Monday, 12 September 2011
Breakfast At Tiffany's - Truman Capote
I am a huge Audrey Hepburn fan and Breakfast at Tiffany's is one of my favourites. I have always been put off reading the book because of how much I loved the film. I didn't want it to spoil it. Then when Cold Blood came out and I saw clippings of Capote in that film I couldn't relate that character to my favourite book. Even though I didn't go to see that film I still felt that there was no way that that Truman Capote could have written something anywhere near that film.
Recently though I have been trying to get over all these little prejudices. I saw a copy of this book in a charity shop in almost new condition and I ended up picking it up. I still had reservations but it lasted maybe only a page.

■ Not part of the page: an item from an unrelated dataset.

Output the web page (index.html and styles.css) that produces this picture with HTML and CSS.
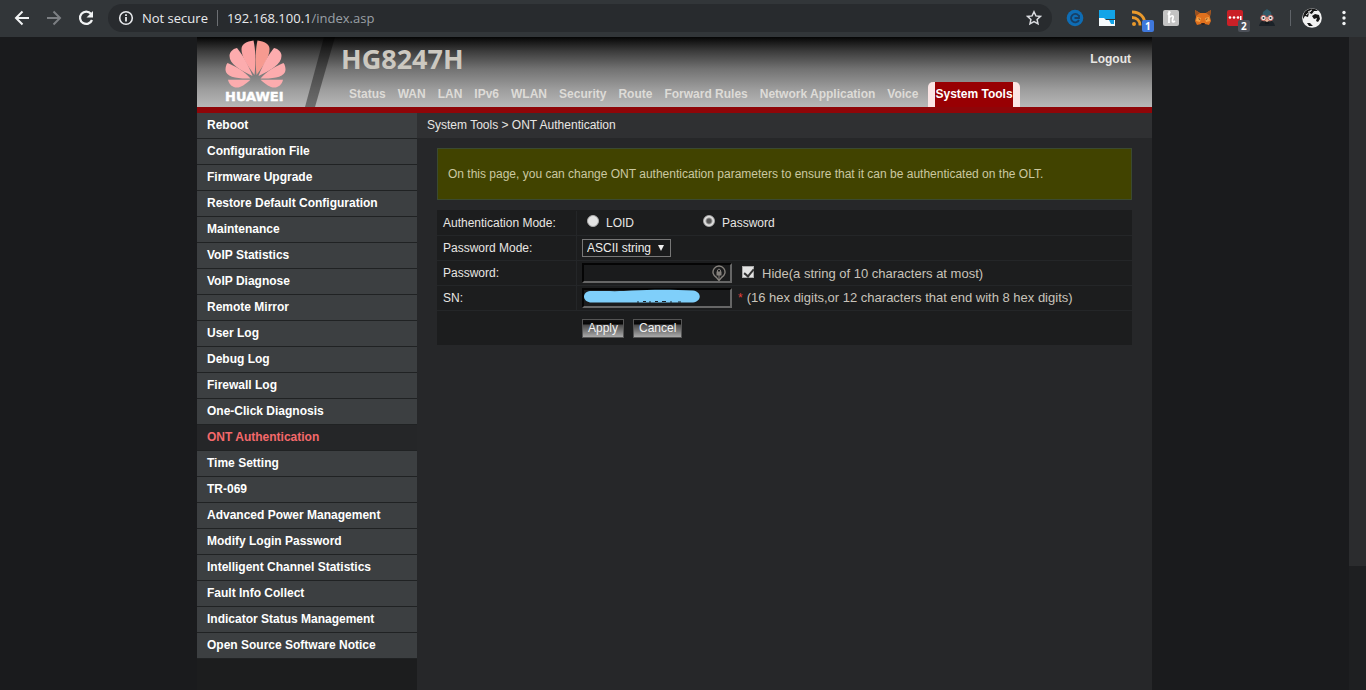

For once I am not sure which I like better, the book or the film. The character of Holly Golightly was very well translated to film. I couldn't imagine anyone else playing her part either. Despite that she is meant to be blond with short hair I still pictured Audrey. The ending is the only real difference but we know that from the start of the book. That didn't bother me. I think both endings fitted both formats. The book itself is tinged with a hint of sadness but also of hope. Hope that Holly is out there continuing her crazy haphazard life.
There were three other short stories in the book which convinced me that I could truly come to love Capote as an author and that my love of the first story was just because of the film. I understand that different editions of the book have different stories in them. My copy contained "House of Flowers", "A Diamond Guitar" and "A Christmas Memory". All three were fantastic and I think even those who don't generally enjoy short stories would like them. It's hard to choose my favourite of the three, particularly out of the last two. Diamond Guitar reminded me so much of one of my favourite Stephen King stories, Shawshank Redemption. Not just because it was set in a prison but because it was mainly about friendship and loneliness. I found A Christmas Memory to be particularly sad. It's a happy memory of an unlikely friendship.
I felt that each of the stories contained a little sadness, even if it was just a hint. I wonder if all Truman's stories and books will be the same in that way. Something I very much look forward to discovering. I found this book a delight to read and I only have two regrets. The first is that it took me so long to build up the courage to read it in the first place. The second is that it was so short. I could have happily spent days reading it.